Si può essere circondati da persone e sentirsi comunque soli. Succede nelle feste affollate, negli uffici rumorosi, persino nelle famiglie numerose. È una forma di solitudine che non si vede a occhio nudo, perché non dipende dalla quantità di relazioni, ma dalla loro qualità. Si chiama solitudine emotiva, ed è una delle condizioni più diffuse – e meno riconosciute – del nostro tempo.
Soli in mezzo agli altri
Viviamo in una società che sembra offrirci connessioni infinite: messaggi istantanei, chat di gruppo, social network, meeting virtuali. I contatti si moltiplicano, ma spesso la profondità diminuisce. Ci si scambia parole, ma non si condividono emozioni. Si clicca un “mi piace”, ma non si guarda negli occhi.
Il risultato è un paradosso: iperconnessi, ma disconnessi dentro. Aumentano i legami superficiali, diminuisce la percezione di essere davvero compresi. E così, anche immersi nella folla, possiamo sentirci invisibili.
Il vuoto interiore
La solitudine nascosta non è silenzio, è rumore vuoto. È partecipare a una conversazione senza sentirsi parte. È ridere a una battuta senza provare gioia autentica. È provare un senso di ansia sociale perché temiamo che gli altri vedano la distanza che sentiamo dentro.
Questo vuoto interiore logora lentamente. Porta disinteresse, difficoltà a stabilire rapporti profondi, e talvolta un senso di alienazione. Non è mancanza di compagnia, ma mancanza di presenza autentica.
Perché accade?
Le cause possono essere molteplici. La cultura dell’efficienza ci spinge a relazioni “veloci”, poco impegnative. La paura di mostrarsi vulnerabili ci fa indossare maschere sociali che impediscono la vera intimità. L’ansia da prestazione relazionale – il timore di non essere abbastanza interessanti, divertenti, brillanti – ci porta a vivere i rapporti come performance, non come incontro autentico.
Inoltre, la società iperconnessa alimenta un’illusione: avere centinaia di contatti equivale ad avere tanti amici. Ma la qualità di un legame non si misura in numeri: si misura nella capacità di sentirsi visti, accolti e compresi.
La ricerca di connessioni autentiche
Il rimedio non è aggiungere altre relazioni, ma coltivarne poche e significative. Non serve riempire l’agenda, serve aprire spazi di intimità reale. Alcuni gesti possono sembrare semplici, ma hanno un grande potere trasformativo:
• Coltivare l’ascolto reciproco: non solo parlare, ma saper accogliere le parole dell’altro senza giudizio.
• Dare spazio a chi ci comprende davvero: investire energie nelle persone che ci fanno sentire a casa, anche se sono poche.
• Condividere la vulnerabilità: avere il coraggio di dire “sto male”, “mi sento fragile”, senza paura di essere giudicati.
Quando ci permettiamo di mostrare ciò che siamo davvero, creiamo connessioni profonde.

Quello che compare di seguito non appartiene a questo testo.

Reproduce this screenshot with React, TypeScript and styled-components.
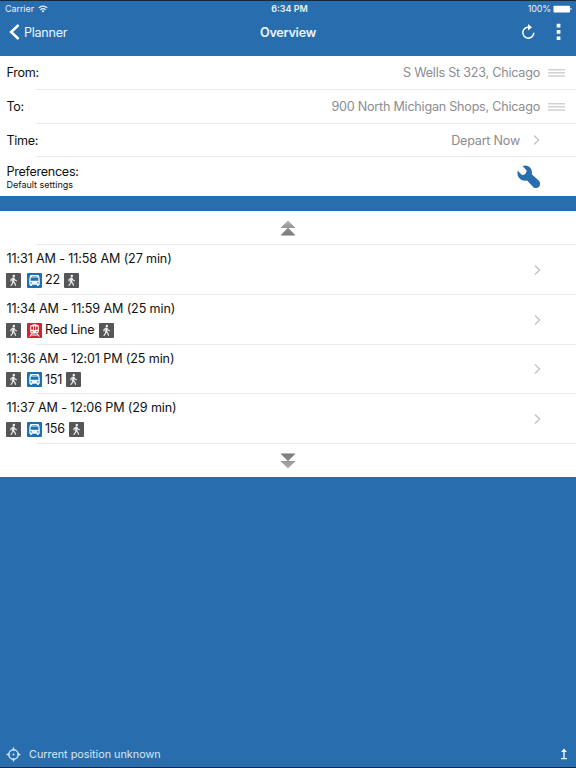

La solitudine nascosta si riduce quando smettiamo di interpretare un ruolo e iniziamo a vivere relazioni sincere.
Trasformare la solitudine in presenza
La solitudine emotiva non è una condanna irreversibile. Può diventare un’occasione per fermarsi e chiedersi: “Che tipo di legami sto coltivando? Mi sento davvero visto per ciò che sono?” Questa consapevolezza è il primo passo per trasformare il vuoto in presenza.
A volte basta una relazione autentica per fare la differenza. Non servono cento amici: ne basta uno capace di ascoltarci davvero, di riconoscere la nostra interiorità, di restituirci l’immagine di noi stessi senza filtri.
La solitudine nascosta è uno dei mali silenziosi del nostro tempo. Si nasconde dietro agende piene, profili social scintillanti, gruppi rumorosi. Ma il cuore la riconosce: sa distinguere tra compagnia superficiale e vera presenza.
Per affrontarla, non dobbiamo moltiplicare i contatti, ma cercare connessioni autentiche. Solo così la solitudine smette di essere un vuoto doloroso e diventa un terreno fertile per la crescita personale e la costruzione di legami significativi.
La vera compagnia non nasce dal numero di amici, ma dalla capacità di sentirsi visti e accolti.